Places available within 20 kms.
Places/Institutions Available for Visit
Modern Delhi, or New Delhi as it is called, centres around the Rashtrapati Bhawan. It is architecturally a very impressive building standing at a height, flowing down as it were to India Gate. This stretch called the Rajpath is where the Republic Day parade is held. The imposing plan of this area conceived by Lutyens does not fade in its charm with the numerous summers or winters that go past.
India Gate is one of the most popular tourist attractions in Delhi. The impressive colonial architecture of India Gate is a symbol of modern Delhi. The beautiful stone arch was built by the British in honor of Indian soldiers killed in World War I. Here you will also find the ‘Amar Javan Jyoti’, which is a permanent flame in honor of the Indian soldiers who died in wars since 1918.
Also called the Birla Mandir, the Laxminarayan Temple was built by the Birla family in 1938. It is a temple with a large garden and fountains behind it. The temple attracts thousands of devotees on Janmashtami day, the birthday of Lord Krishna.
Humayun’s wife, Hamida Begum, built this monument in Delhi in the year 1556. The tomb is set on a platform amidst a garden and is believed to have influenced the design of the Taj Mahal. The structure of the tomb is as magnificent as the Taj Mahal in Agra. The splendor of this grand monument becomes overpowering on entering through the lofty double storied gateway. The fountains with simple yet highly developed engineering skills enhance the beauty of the garden.
The Qutab Minar is located at a small village called Mehrauli in South Delhi. It was built by Qutb-ud-din Aybak of the Slave Dynasty, who took possession of Delhi in 1206. It is a fluted red sandstone tower, which tapers up to a height of 72.5 metres and is covered with intricate carvings and verses from the holy Qur’an. Qutb-ud-din Aybak began constructing this victory tower as a sign of Muslim domination of Delhi and as a minaret for the Muslim priest, the muezzin, to call the faithful to prayer. However, only the first storey was completed by Qutb-ud-din. The other storeys were built by his successor Iltutmish. The two circular storeys in white marble were built by Ferozshah Tughlaq in 1368, replacing the original fourth storey.
On the bank of the legendary Yamuna, which flows past Delhi, there is Raj Ghat-the last resting place of Mahatma Gandhi, the father of the nation. It has become an essential point of call for all visiting dignitaries. Two museums dedicated to Gandhi are situated nearby.
Known in India as the “Lotus Temple”, the Baha’i House of Worship attracts an average of three and a half million visitors a year.The Baha’i Temple, situated in South Delhi, is shaped like a lotus. It is an eye-catching edifice worth exploring. Built by the Baha’i community, it offers the visitor a serenity that pervades the temple and its artistic design.

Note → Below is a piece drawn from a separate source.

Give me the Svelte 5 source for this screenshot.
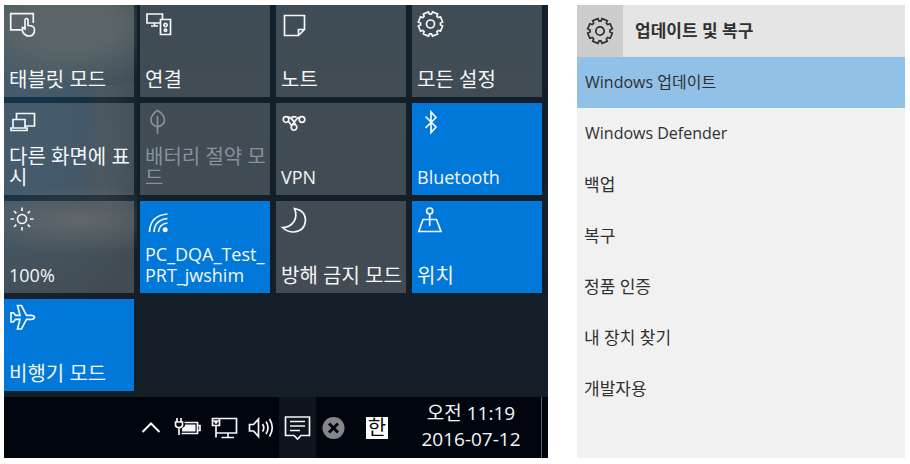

The various abstract structures within the Jantar Mantar are, in fact, instruments that were used for keeping track of celestial bodies. Yet, Jantar Mantar is not only a timekeeper of celestial bodies, it also tells a lot about the technological achievements under the Rajput kings and their attempt to resolve the mysteries regarding astronomy.
It vintage displays include the oldest locomotive in the world-still working; the Viceregal Dining Car (1889) and the Prince of Wales Saloon (1875), Maharaja of Mysore’s Saloon (1899), Maharaja of Baroda’s Saloon (1886). The royal saloons are definitely worth a look for the elaborate interior design.
The Red Fort’s massive curtain wall and battlements dominate the skyline of Old Delhi. Inside, the bastions – built, like the nearby Jama Masjid, by Shah Jahan – are an range of exquisite 17th-century Mughal buildings, which provided the living quarters for the Emperor, his courtiers and family. The flawless balance and proportion of these buildings, as well as the intricate decoration, is wonderful to behold and in complete contrast to the military might of the fort itself. Sadly, the water conduits that would once have cooled the dwellings and gardens are now dry. The Lahore Gate, on the west side of the fort, was a potent symbol in the fight for Independence and is still regarded as a shrine of the Republic
For a museum that was built in 1960, the National Museum has an extraordinarily rich collection. It begins with prehistory, going on to the classical period of Indian art, then on through galleries of miniature painting, textiles, decorative art, arms, tribal art, Central Asian antiquities, costumes and musical instruments. The museum remains open from 10 a.m. to 5 p.m. on all days except Mondays.